Berdasarkan surat bukti dari dinas kehutanan dan perkebunan Aceh Timur bahwa PT. Padang Palma Permai memiliki 5000 Ha HGU di Kecamatan Peurelak, Kabupaten Aceh Timur. Sementara itu, legall Consul PT.PPP bahkan mengaku bahwa PT.PPP saat ini telah memiliki 12.309 Ha area perkebunan sawit di Kecamatan Peurelak,  Aceh Timur. Tidak hanya itu, sejumlah masyarakat menunjukkan bukti-bukti bahwa PT.PPP juga telah merampas sedikitnya 2000 Ha areal perkebunan sawit masyarakat dan merambah kawasan hutan di sekitarnya.  M.Yusuf Arifin ketua kelompok masyarakat mengungkapkan PT.PPP telah merampas sedikitnya 2000 Ha areal perkebunan kelapa sawit milik 15 orang warga masyarakat setempat.
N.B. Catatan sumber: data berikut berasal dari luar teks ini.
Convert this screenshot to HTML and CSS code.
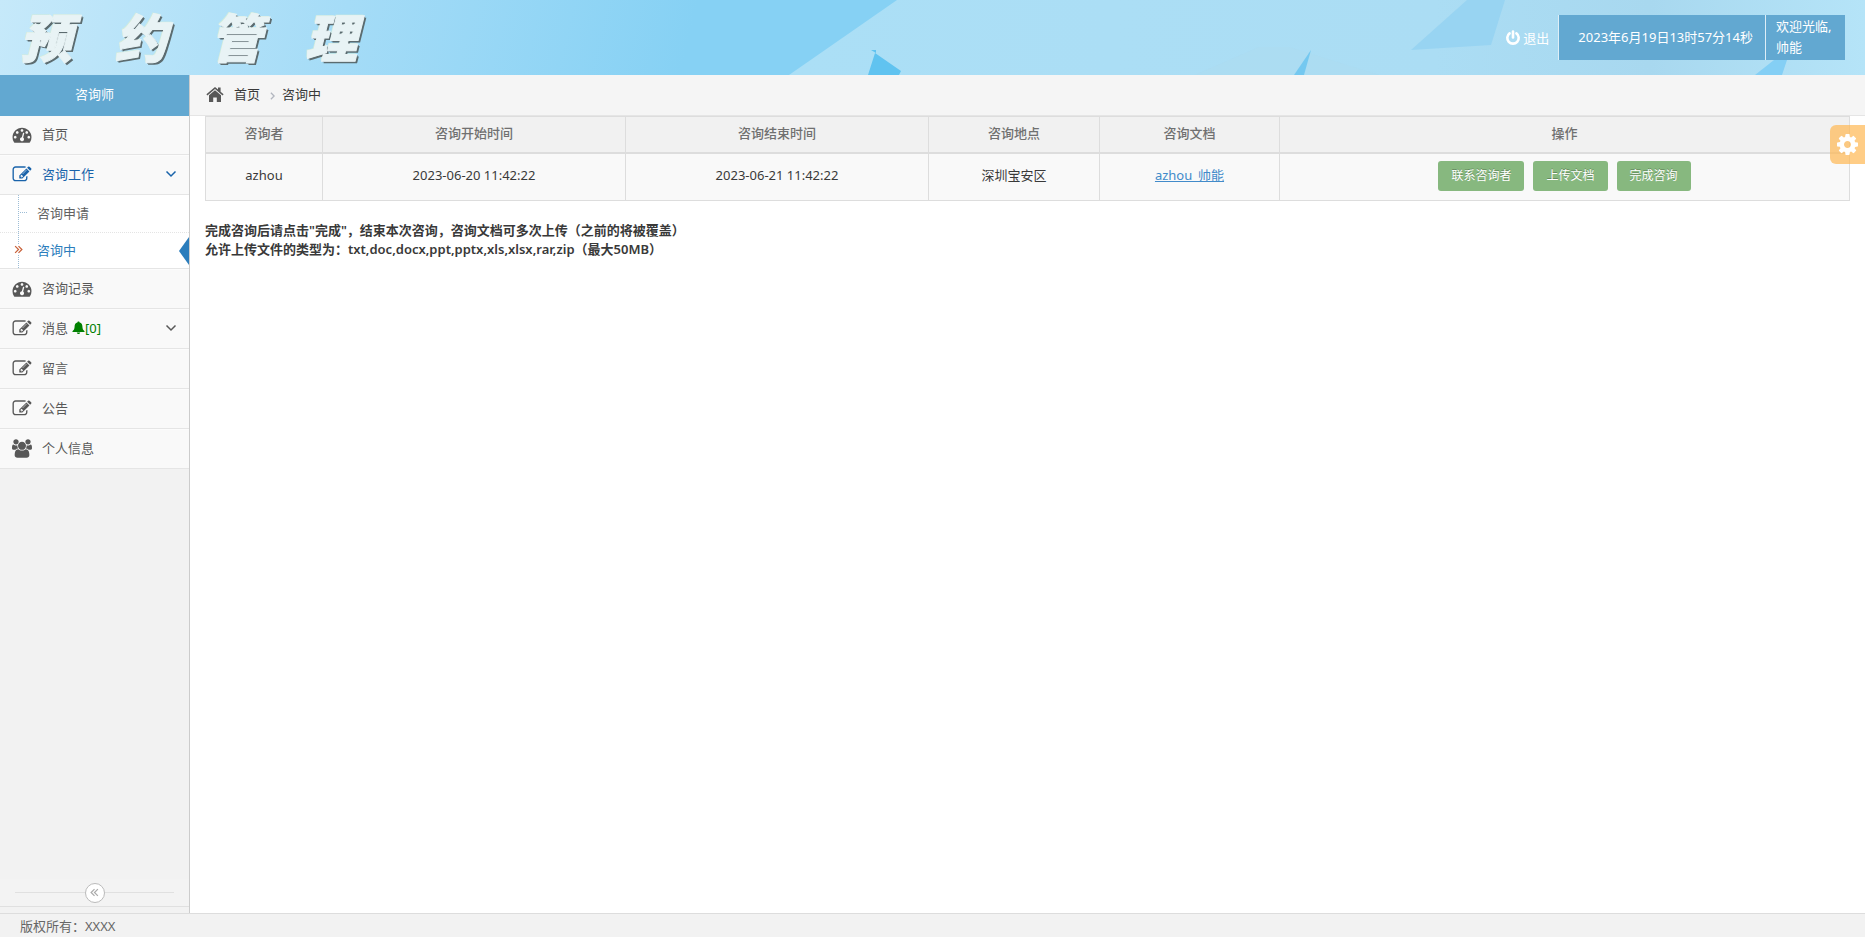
FILE: index.html
```
<!DOCTYPE html>
<html lang="zh-CN">
<head>
<meta charset="utf-8">
<title>预约管理</title>
<link rel="stylesheet" href="styles.css">
</head>
<body>
<svg class="defs" width="0" height="0" aria-hidden="true">
  <symbol id="i-dash" viewBox="0 0 1792 1792"><path fill-rule="evenodd" d="M384 1152q0-53-37.500-90.500t-90.500-37.500-90.500 37.500-37.500 90.500 37.500 90.500 90.500 37.500 90.500-37.500 37.500-90.500zM576 704q0-53-37.500-90.500t-90.500-37.500-90.500 37.500-37.500 90.500 37.500 90.500 90.500 37.500 90.500-37.500 37.500-90.500zM1004 1185l101-382q6-26-7.500-48.500t-38.500-29.500-48 6.500-30 39.500l-101 382q-60 5-107 43.500t-63 98.500q-20 77 20 146t117 89 146-20 89-117q16-60-6-117t-72-91zM1664 1152q0-53-37.500-90.500t-90.500-37.500-90.500 37.500-37.500 90.500 37.500 90.500 90.500 37.500 90.500-37.500 37.500-90.500zM1024 512q0-53-37.500-90.500t-90.500-37.500-90.500 37.500-37.500 90.500 37.500 90.500 90.500 37.500 90.500-37.500 37.500-90.500zM1472 704q0-53-37.500-90.500t-90.500-37.500-90.500 37.500-37.500 90.500 37.500 90.500 90.500 37.500 90.500-37.500 37.500-90.500zM1792 1152q0 261-141 483-19 29-54 29h-1402q-35 0-54-29-141-221-141-483 0-182 71-348t191-286 286-191 348-71 348 71 286 191 191 286 71 348z"/></symbol>
  <symbol id="i-edit" viewBox="0 0 1792 1792"><path fill-rule="evenodd" d="M888 1184l116-116-152-152-116 116v56h96v96h56zM1328 464q-16-16-33 1l-350 350q-17 17-1 33t33-1l350-350q17-17 1-33zM1408 1058v190q0 119-84.500 203.500t-203.500 84.500h-832q-119 0-203.500-84.500t-84.500-203.500v-832q0-119 84.500-203.500t203.500-84.500h832q63 0 117 25 15 7 18 23 3 17-9 29l-49 49q-14 14-32 8-23-6-45-6h-832q-66 0-113 47t-47 113v832q0 66 47 113t113 47h832q66 0 113-47t47-113v-126q0-13 9-22l64-64q15-15 35-7t20 29zM1312 320l288 288-672 672h-288v-288zM1756 452l-92 92-288-288 92-92q28-28 68-28t68 28l152 152q28 28 28 68t-28 68z"/></symbol>
  <symbol id="i-users" viewBox="0 0 1920 1792"><path d="M593 896q-162 5-265 128h-134q-82 0-138-40.500t-56-118.500q0-353 124-353 6 0 43.500 21t97.500 42.500 119 21.500q67 0 133-23-5 37-5 66 0 139 81 256zM1664 1533q0 120-73 189.500t-194 69.500h-874q-121 0-194-69.500t-73-189.500q0-53 3.500-103.500t14-109 26.500-108.500 43-97.500 62-81 85.500-53.500 111.500-20q10 0 43 21.500t73 48 107 48 135 21.500 135-21.500 107-48 73-48 43-21.500q61 0 111.500 20t85.500 53.500 62 81 43 97.500 26.500 108.500 14 109 3.500 103.500zM640 256q0 106-75 181t-181 75-181-75-75-181 75-181 181-75 181 75 75 181zM1344 640q0 159-112.500 271.500t-271.500 112.500-271.500-112.500-112.500-271.500 112.500-271.500 271.500-112.500 271.500 112.500 112.500 271.500zM1920 865q0 78-56 118.500t-138 40.500h-134q-103-123-265-128 81-117 81-256 0-29-5-66 66 23 133 23 59 0 119-21.500t97.500-42.500 43.500-21q124 0 124 353zM1792 256q0 106-75 181t-181 75-181-75-75-181 75-181 181-75 181 75 75 181z"/></symbol>
  <symbol id="i-home" viewBox="0 0 18 16"><path d="M0.400 8.200 9 1l3 2.500V1.500h2.600v4.200l3 2.500-1 1.200L9 3 1.400 9.400zM3 9.200l6-5 6 5V16h-4.200v-4.600H7.200V16H3z"/></symbol>
  <symbol id="i-down" viewBox="0 0 12 8"><path d="M1.500 1.500 6 6l4.500-4.500" fill="none" stroke="currentColor" stroke-width="1.500"/></symbol>
  <symbol id="i-right" viewBox="0 0 6 10"><path d="M1 1l4 4-4 4" fill="none" stroke="currentColor" stroke-width="1.600"/></symbol>
  <symbol id="i-double" viewBox="0 0 8 8"><path d="M1 1l3 3-3 3M4 1l3 3-3 3" fill="none" stroke="currentColor" stroke-width="1.100"/></symbol>
  <symbol id="i-bell" viewBox="0 0 14 14"><path d="M7 0.500c.8 0 1.200.5 1.200 1.200C10.500 2.300 11.200 4 11.200 6c0 2.600.9 4 2.300 5v.8H.5V11c1.400-1 2.300-2.400 2.300-5 0-2 .7-3.700 3-4.300C5.800 1 6.200.5 7 .5zM5.200 12.300h3.600c0 1-.8 1.600-1.800 1.600s-1.800-.6-1.800-1.600z"/></symbol>
  <symbol id="i-power" viewBox="0 0 16 16"><path d="M4.600 3.400A5.700 5.700 0 1 0 11.400 3.400" fill="none" stroke="currentColor" stroke-width="2.600" stroke-linecap="round"/><path d="M8 1.500v6" stroke="currentColor" stroke-width="2.600" stroke-linecap="round"/></symbol>
  <symbol id="i-cog" viewBox="0 0 1536 1536"><path fill-rule="evenodd" d="M1024 768q0-106-75-181t-181-75-181 75-75 181 75 181 181 75 181-75 75-181zM1536 659v222q0 12-8 23t-20 13l-185 28q-19 54-39 91 35 50 107 138 10 12 10 25t-9 23q-27 37-99 108t-94 71q-12 0-26-9l-138-108q-44 23-91 38-16 136-29 186-7 28-36 28h-222q-14 0-24.500-8.500t-11.500-21.500l-28-184q-49-16-90-37l-141 107q-10 9-25 9-14 0-25-11-126-114-165-168-7-10-7-23 0-12 8-23 15-21 51-66.500t54-70.500q-27-50-41-99l-183-27q-13-2-21-12.500t-8-23.500v-222q0-12 8-23t19-13l186-28q14-46 39-92-40-57-107-138-10-12-10-24 0-10 9-23 26-36 98.500-107.500t94.500-71.500q13 0 26 10l138 107q44-23 91-38 16-136 29-186 7-28 36-28h222q14 0 24.500 8.500t11.500 21.500l28 184q49 16 90 37l142-107q9-9 24-9 13 0 25 10 129 119 165 170 7 8 7 22 0 12-8 23-15 21-51 66.500t-54 70.500q26 50 41 98l183 28q13 2 21 12.500t8 23.500z"/></symbol>
</svg>

<header class="banner">
  <svg class="banner-art" viewBox="0 0 1865 75" preserveAspectRatio="none" aria-hidden="true">
    <defs>
      <linearGradient id="sky" x1="0" y1="0" x2="660" y2="160" gradientUnits="userSpaceOnUse"><stop offset="0" stop-color="#c6e9fa"/><stop offset="0.500" stop-color="#a5dcf7"/><stop offset="1" stop-color="#86d1f4"/></linearGradient>
      <linearGradient id="pale" x1="0" x2="1"><stop offset="0" stop-color="#abdff6"/><stop offset="0.600" stop-color="#abddf4"/><stop offset="0.800" stop-color="#a8d8ef"/><stop offset="1" stop-color="#b5e4f8"/></linearGradient>
    </defs>
    <path fill="url(#sky)" d="M0 0h1865v75H0z"/>
    <path fill="url(#pale)" d="M897 0h968v75H789z"/>
    <path fill="#60c3f0" d="M875 53l26 18-2 4h-31zM871 50h5v3z"/>
    <path fill="#addcef" d="M1195 75l64-28h30l90 28z" opacity=".5"/>
    <path fill="#98d4f2" d="M1467 0h38l-14 45-80 5z"/>
    <path fill="#74c8f0" d="M1311 50l-7 25h-10z"/>
    <path fill="#84cff5" d="M1774 60h13l-5 15h-27z"/>
  </svg>
  <h1 class="brand"><span>预</span><span>约</span><span>管</span><span>理</span></h1>
  <div class="userbar">
    <a class="logout" href="#"><svg class="ic-power"><use href="#i-power"/></svg>退出</a>
    <time class="clock">2023年6月19日13时57分14秒</time>
    <div class="welcome">欢迎光临,<br>帅能</div>
  </div>
</header>

<div class="body">
  <aside class="sidebar">
    <div class="role">咨询师</div>
    <nav>
      <ul class="menu">
        <li><a href="#"><svg class="ic"><use href="#i-dash"/></svg>首页</a></li>
        <li class="open"><a href="#"><svg class="ic"><use href="#i-edit"/></svg>咨询工作<svg class="ic-down"><use href="#i-down"/></svg></a>
          <ul class="submenu">
            <li><a href="#">咨询申请</a></li>
            <li class="active"><a href="#"><svg class="ic-double"><use href="#i-double"/></svg>咨询中</a></li>
          </ul>
        </li>
        <li><a href="#"><svg class="ic"><use href="#i-dash"/></svg>咨询记录</a></li>
        <li><a href="#"><svg class="ic"><use href="#i-edit"/></svg>消息<span class="badge"><svg class="ic-bell"><use href="#i-bell"/></svg>[0]</span><svg class="ic-down"><use href="#i-down"/></svg></a></li>
        <li><a href="#"><svg class="ic"><use href="#i-edit"/></svg>留言</a></li>
        <li><a href="#"><svg class="ic"><use href="#i-edit"/></svg>公告</a></li>
        <li><a href="#"><svg class="ic"><use href="#i-users"/></svg>个人信息</a></li>
      </ul>
    </nav>
    <div class="collapse"><button type="button" aria-label="收起菜单"><svg class="ic-collapse"><use href="#i-double"/></svg></button></div>
  </aside>

  <main class="main">
    <nav class="crumbs"><svg class="ic-home"><use href="#i-home"/></svg><a href="#">首页</a><svg class="ic-right"><use href="#i-right"/></svg><span>咨询中</span></nav>
    <div class="content">
      <table class="grid">
        <colgroup><col class="c1"><col class="c2"><col class="c2"><col class="c3"><col class="c4"><col></colgroup>
        <thead><tr><th>咨询者</th><th>咨询开始时间</th><th>咨询结束时间</th><th>咨询地点</th><th>咨询文档</th><th>操作</th></tr></thead>
        <tbody><tr>
          <td>azhou</td><td>2023-06-20 11:42:22</td><td>2023-06-21 11:42:22</td><td>深圳宝安区</td><td><a href="#">azhou_帅能</a></td>
          <td class="ops"><div class="actions"><button type="button">联系咨询者</button><button type="button">上传文档</button><button type="button">完成咨询</button></div></td>
        </tr></tbody>
      </table>
      <p class="note">完成咨询后请点击"完成"，结束本次咨询，咨询文档可多次上传（之前的将被覆盖）<br>允许上传文件的类型为：txt,doc,docx,ppt,pptx,xls,xlsx,rar,zip（最大50MB）</p>
    </div>
    <button class="settings" type="button" aria-label="设置"><svg class="ic-cog"><use href="#i-cog"/></svg></button>
  </main>
</div>
<footer class="footer">版权所有：XXXX</footer>
</body>
</html>
```
FILE: styles.css
```
* { box-sizing: border-box; }
body {
  margin: 0;
  min-height: 100vh;
  display: flex;
  flex-direction: column;
  font: 13px/20px "Noto Sans", "Noto Sans CJK SC", sans-serif;
  color: #393939;
  background: #fff;
}
a { color: inherit; text-decoration: none; }
ul { list-style: none; margin: 0; padding: 0; }
button { font: inherit; border: 0; cursor: pointer; }
svg { fill: currentColor; flex: none; }
.defs { position: absolute; }

.banner {
  position: relative;
  height: 75px;
  display: flex;
  align-items: center;
  justify-content: space-between;
  padding: 0 20px;
}
.banner-art { position: absolute; inset: 0; width: 100%; height: 100%; }
.brand {
  position: relative;
  display: flex;
  gap: 43px;
  margin: 0 0 4px;
  font: italic 900 52px/71px "Noto Sans CJK SC", sans-serif;
  color: #e8f3f5;
  -webkit-text-stroke: 1px #e8f3f5;
  text-shadow: 1px 1px 0 #5c6c70, 2px 2px 0 #5c6c70, -1px -1px 0 #d3ecdc;
}
.userbar { position: relative; display: flex; align-items: center; color: #fff; }
.logout { display: flex; align-items: center; gap: 2px; margin-right: 9px; }
.ic-power { width: 16px; height: 16px; }
.clock, .welcome { height: 45px; background: #62a8d1; border-left: 1px solid #ddeef7; }
.clock { padding: 0 12px 0 19px; line-height: 45px; }
.welcome { width: 80px; padding: 1px 10px; line-height: 21px; }

.body { flex: 1; display: flex; }
.sidebar {
  width: 190px;
  flex: none;
  background: #f2f2f2;
  border-right: 1px solid #ccc;
  display: flex;
  flex-direction: column;
}
.role { height: 41px; line-height: 39px; text-align: center; color: #fff; background: #62a8d1; }
.menu > li { border-top: 1px solid #fcfcfc; border-bottom: 1px solid #e5e5e5; background: #f9f9f9; }
.menu > li:first-child { border-top: 0; }
.menu > li > a { display: flex; align-items: center; height: 38px; padding: 0 12px 3px; color: #585858; }
.ic { width: 20px; height: 19px; margin: 2px 10px 0 0; }
.ic-down { width: 12px; height: 8px; margin-left: auto; }
.menu > .open > a { color: #1963aa; }
.badge { display: flex; align-items: center; margin-left: 4px; color: green; }
.ic-bell { width: 13px; height: 13px; }
.submenu { position: relative; background: #fff; border-top: 1px solid #e5e5e5; }
.submenu::before { content: ""; position: absolute; left: 18px; top: 0; bottom: 0; border-left: 1px dotted #9dbdd6; }
.submenu li { position: relative; }
.submenu li + li { border-top: 1px dotted #e4e4e4; }
.submenu li:first-child::before { content: ""; position: absolute; left: 20px; top: 17px; width: 7px; border-top: 1px dotted #9dbdd6; }
.submenu a { display: block; padding: 8px 0 9px 37px; color: #616161; }
.submenu .active a { color: #2b7dbc; padding: 7px 0 8px 37px; }
.submenu .active::after { content: ""; position: absolute; right: 0; top: 4px; border: solid transparent; border-width: 14px 10px 14px 0; border-right-color: #2b7dbc; }
.ic-double { position: absolute; left: 14px; top: 12px; width: 9px; height: 9px; background: #fff; color: #c86139; }
.collapse {
  margin-top: auto;
  margin-bottom: 6px;
  height: 28px;
  border-bottom: 1px solid #e0e0e0;
  background: linear-gradient(#e0e0e0, #e0e0e0) 50% 13px / 159px 1px no-repeat #f3f3f3;
  display: flex;
  justify-content: center;
  align-items: center;
}
.collapse button { width: 20px; height: 20px; padding: 0; border: 1px solid #bbb; border-radius: 50%; background: #fff; color: #aaa; display: grid; place-items: center; }
.ic-collapse { width: 9px; height: 9px; transform: rotate(180deg); }

.main { position: relative; flex: 1; min-width: 0; }
.crumbs { display: flex; align-items: center; height: 41px; padding: 0 16px 2px; background: #f5f5f5; border-bottom: 1px solid #e5e5e5; }
.ic-home { width: 18px; height: 16px; margin-right: 10px; color: #585858; }
.ic-right { width: 5px; height: 8px; margin: 3px 7px 0 10px; color: #b2b6bf; }
.content { padding: 0 15px; }
.grid { width: 100%; table-layout: fixed; border-collapse: collapse; background: #f9f9f9; text-align: center; }
.grid th, .grid td { border: 1px solid #ddd; padding: 6px 8px 9px; }
.grid th { height: 36px; color: #707070; background: #f1f1f1; border-bottom-width: 2px; font-weight: 500; }
.grid td { height: 47px; padding-bottom: 10px; }
.grid td.ops { padding: 7px 8px 8px; }
.grid td a { color: #428bca; text-decoration: underline; }
.c1 { width: 117px; }
.c2 { width: 303px; }
.c3 { width: 171px; }
.c4 { width: 180px; }
.actions { display: flex; justify-content: center; gap: 9px; }
.actions button { height: 30px; padding: 0 13px; border-radius: 3px; background: #87b87f; color: #fff; font-size: 12px; text-shadow: 0 -1px 0 rgba(0, 0, 0, .25); }
.note { margin: 20px 0 0; font-weight: 600; line-height: 19px; }
.settings { position: absolute; right: 0; top: 50px; width: 35px; height: 39px; padding: 0; border-radius: 6px 0 0 6px; background: rgba(255, 184, 82, .7); color: #fff; display: grid; place-items: center; }
.ic-cog { width: 21px; height: 21px; }
.footer { height: 24px; padding: 0 20px; line-height: 24px; border-top: 1px solid #ddd; background: #f2f2f2; color: #666; }
```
“Sudah lebih lima tahun kami terus berusahaan melakukan upaya hukum untuk mengambil kembali hak kami yang dirampas oleh PT. PPP tetapi kami tidak berhasil mungkin karena PT.PPP itu punya banyak uang untuk melakukan berbagai cara agar bisa menang,” ungkap M.Yusuf. “Saya harap pemerintah bertindak adil sehingga perusahaan asing itu dapat dihukum sesuai hukum yang berlaku”.   

Pemerintah daerah dalam hal ini BPN dan dinas terkait sudah seharusnya segera melakukan pengukuran ulang terhadap area HGU PT.PPP. Karena kasus kejahatan PT.PPP tersebut sudah menimbulkan keresahan di masyarakat. Jika dibiarkan berlarut-larut maka opini negatif  masyarakat terhadap pemerintah terus berkembang . Apalagi PT.PPP tersebut merupakan perusahaan asing dari malaysia.

Kawasan yang dikelola menjadi area perkebunan sawit yang berada diluar HGU adalah di sekitar Desa Cek Mbun dan Lubuk Pempeng serta desa sekitarnya dalam kecamatan Peurelak, Aceh Timur. Berdasarkan bukti-bukti awal yang ditemukan koalisi LSM bahwa PT.PPP telah merugikan Negara khususnya pemerintah Aceh dalam hal ini Pemda Aceh Timur ratusan milyar rupiah.  Karena PT.PPP sudah pasti tidak membayar pajak atas areal perkebunan yang berada diluar HGU nya. Sebab areal perkebunan tersebut dikelola secra illegal.

“ PT.PPP anak perusahaan SIME DARBY BUMN Malaysia telah melakukan penggelapan pajak PBB, PPN, dan PPH,  serta pendapatan negara dalam bentuk prosedur pengurusan perizinan lainnya,” ucap Helmi Munir Ketua LSM Cakra Donya.

Saat pertemuan dengan DPRK Aceh Timur, PT.PPP memperlihatkan sebuah peta yang dinamakan Peta Garap yang diakui sebagai peta milik PT.PPP. Areal atau kawasan Garap tersebut menunjukan berada di luar areal HGU milik PT.PPP. Berdasarkan Peta Garap yang dimiliki tersebut maka benar PT.PPP telah melakukan perambahan hutan.

“ Ada keganjilan bahwa perusahaan perkebunan memiliki Peta Garap, Peta ini adalah salah satu bukti pidana yang dilakukan PT.PPP,” tegas Rabono. PT.PPP telah dengan sengaja melanggar UU Agraria No.5 tahun 1960, UU perpajakan serta UU No.18 tahun 2004 tentang perkebunan, karena itu Pemerintah harus segera mengambil tindakan tegas terhadap perusahaan asing dari Malaysia itu.